Share Exchange and Note Financing

 

On August 9, 2024, the Company entered into a share exchange agreement with Star Equity Holdings, Inc. ("Star"), a Delaware corporation, pursuant to which the Company sold to Star (i) 9,023,035 shares of the Company’s common stock and (ii) 3,476,965 shares of the Company’s 2% Cumulative Mandatorily Convertible Series A Preferred Stock (the “Series A Preferred Shares”) in exchange for 250,000 shares of Star’s 10% Series A Cumulative Perpetual Preferred Stock (which preferred stock trades on the Nasdaq Global Market under the symbol "STRRP"). Star’s 10% Series A Cumulative Perpetual Preferred Stock was valued at $10 par value, for a total share exchange value of $2.5 million.
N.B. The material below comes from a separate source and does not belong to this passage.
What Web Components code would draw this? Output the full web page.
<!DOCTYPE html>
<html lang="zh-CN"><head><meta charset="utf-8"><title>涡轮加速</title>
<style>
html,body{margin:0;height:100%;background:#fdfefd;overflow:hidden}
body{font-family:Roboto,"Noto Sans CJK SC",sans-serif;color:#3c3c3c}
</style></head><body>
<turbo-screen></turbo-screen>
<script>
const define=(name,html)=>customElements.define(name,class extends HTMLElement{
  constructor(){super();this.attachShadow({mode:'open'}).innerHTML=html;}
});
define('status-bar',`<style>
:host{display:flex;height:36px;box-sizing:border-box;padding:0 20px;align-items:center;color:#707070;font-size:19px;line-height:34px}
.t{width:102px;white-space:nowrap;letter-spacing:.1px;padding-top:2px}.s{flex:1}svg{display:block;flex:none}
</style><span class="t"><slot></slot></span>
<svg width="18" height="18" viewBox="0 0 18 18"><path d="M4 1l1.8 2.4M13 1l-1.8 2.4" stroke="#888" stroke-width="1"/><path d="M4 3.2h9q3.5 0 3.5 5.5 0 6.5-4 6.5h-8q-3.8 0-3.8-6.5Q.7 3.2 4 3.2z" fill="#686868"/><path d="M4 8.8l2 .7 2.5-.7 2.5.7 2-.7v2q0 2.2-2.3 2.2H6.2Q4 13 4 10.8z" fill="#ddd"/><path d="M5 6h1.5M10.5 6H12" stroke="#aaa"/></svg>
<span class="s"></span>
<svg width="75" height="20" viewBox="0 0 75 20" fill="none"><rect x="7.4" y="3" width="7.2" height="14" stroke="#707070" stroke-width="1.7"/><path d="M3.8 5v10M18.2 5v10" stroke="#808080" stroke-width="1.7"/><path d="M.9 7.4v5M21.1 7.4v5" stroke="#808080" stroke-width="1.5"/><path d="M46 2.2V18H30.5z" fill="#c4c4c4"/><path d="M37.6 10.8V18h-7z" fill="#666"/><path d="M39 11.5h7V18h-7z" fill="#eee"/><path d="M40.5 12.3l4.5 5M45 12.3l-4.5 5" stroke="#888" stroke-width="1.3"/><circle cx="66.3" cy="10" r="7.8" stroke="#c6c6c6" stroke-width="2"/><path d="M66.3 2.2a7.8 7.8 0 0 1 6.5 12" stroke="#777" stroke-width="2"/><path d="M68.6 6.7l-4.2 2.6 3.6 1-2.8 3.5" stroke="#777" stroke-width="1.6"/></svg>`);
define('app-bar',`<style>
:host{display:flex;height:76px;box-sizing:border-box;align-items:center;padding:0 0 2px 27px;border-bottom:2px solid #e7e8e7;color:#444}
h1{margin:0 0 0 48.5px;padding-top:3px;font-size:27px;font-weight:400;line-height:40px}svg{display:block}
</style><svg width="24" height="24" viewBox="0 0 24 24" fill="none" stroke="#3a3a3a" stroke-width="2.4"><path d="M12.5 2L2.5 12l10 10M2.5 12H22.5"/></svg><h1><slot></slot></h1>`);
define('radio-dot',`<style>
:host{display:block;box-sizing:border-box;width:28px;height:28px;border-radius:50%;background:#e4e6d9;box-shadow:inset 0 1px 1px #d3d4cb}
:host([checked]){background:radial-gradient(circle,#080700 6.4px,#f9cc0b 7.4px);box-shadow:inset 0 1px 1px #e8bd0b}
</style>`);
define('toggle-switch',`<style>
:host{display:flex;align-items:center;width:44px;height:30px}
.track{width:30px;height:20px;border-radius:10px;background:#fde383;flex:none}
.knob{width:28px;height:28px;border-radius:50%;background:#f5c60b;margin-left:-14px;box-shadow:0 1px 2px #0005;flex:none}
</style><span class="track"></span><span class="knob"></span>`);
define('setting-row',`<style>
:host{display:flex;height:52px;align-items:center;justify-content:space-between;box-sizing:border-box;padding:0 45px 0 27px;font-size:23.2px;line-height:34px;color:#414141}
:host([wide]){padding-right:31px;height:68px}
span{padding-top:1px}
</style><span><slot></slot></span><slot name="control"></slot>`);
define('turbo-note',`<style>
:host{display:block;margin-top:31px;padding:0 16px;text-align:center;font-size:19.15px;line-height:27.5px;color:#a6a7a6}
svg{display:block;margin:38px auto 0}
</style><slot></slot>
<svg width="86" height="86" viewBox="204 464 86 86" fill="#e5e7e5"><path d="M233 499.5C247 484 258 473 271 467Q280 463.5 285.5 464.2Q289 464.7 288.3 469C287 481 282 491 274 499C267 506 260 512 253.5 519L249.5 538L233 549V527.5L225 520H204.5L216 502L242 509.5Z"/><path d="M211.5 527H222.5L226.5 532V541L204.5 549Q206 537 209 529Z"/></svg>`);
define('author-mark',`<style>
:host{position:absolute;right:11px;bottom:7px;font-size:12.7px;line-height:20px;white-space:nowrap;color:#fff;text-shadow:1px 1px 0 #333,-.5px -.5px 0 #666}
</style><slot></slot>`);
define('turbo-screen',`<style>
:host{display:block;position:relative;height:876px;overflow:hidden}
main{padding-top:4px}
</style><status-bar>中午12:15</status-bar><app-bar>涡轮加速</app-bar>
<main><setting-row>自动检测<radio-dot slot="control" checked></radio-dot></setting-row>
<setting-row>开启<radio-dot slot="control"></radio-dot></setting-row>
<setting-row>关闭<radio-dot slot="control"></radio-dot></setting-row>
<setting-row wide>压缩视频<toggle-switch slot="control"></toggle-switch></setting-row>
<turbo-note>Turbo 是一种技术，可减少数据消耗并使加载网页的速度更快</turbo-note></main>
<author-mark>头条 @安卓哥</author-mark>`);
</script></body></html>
Star also has the right to exchange up to an additional $2.5 million of Series A Preferred Shares for an additional $2.5 million of Enservco common stock, calculated based on the transaction price of $0.20 per share.

 

In connection with the share exchange agreement, the Company expanded the size of its board of directors from five to six directors and provided Star the right to designate a director so long as Star owns 5% or more of the Company's outstanding common stock. Star's initial designee is Richard Coleman, Chief Executive Officer of Star.

 

Concurrently with the execution of the share exchange agreement, the Company also entered into a note purchase agreement with Star, providing for the purchase and sale of a promissory note (the "Star Note") in the aggregate principal amount of $1,000,000. The Company used the proceeds from the sale of the Star Note to complete the Buckshot Acquisition. The Star Note is non-convertible, has a three month term, and bears interest at a rate of 20% per annum. The three month term may be extended an additional month if 60% of the principal amount of the Star Note is paid by the end of such three month term and additional one month if 80% of the principal amount is paid by the end of the four month period. The Star Note is secured by 250,000 shares of 10% Series A Cumulative Perpetual Preferred Stock of Star held by the Company.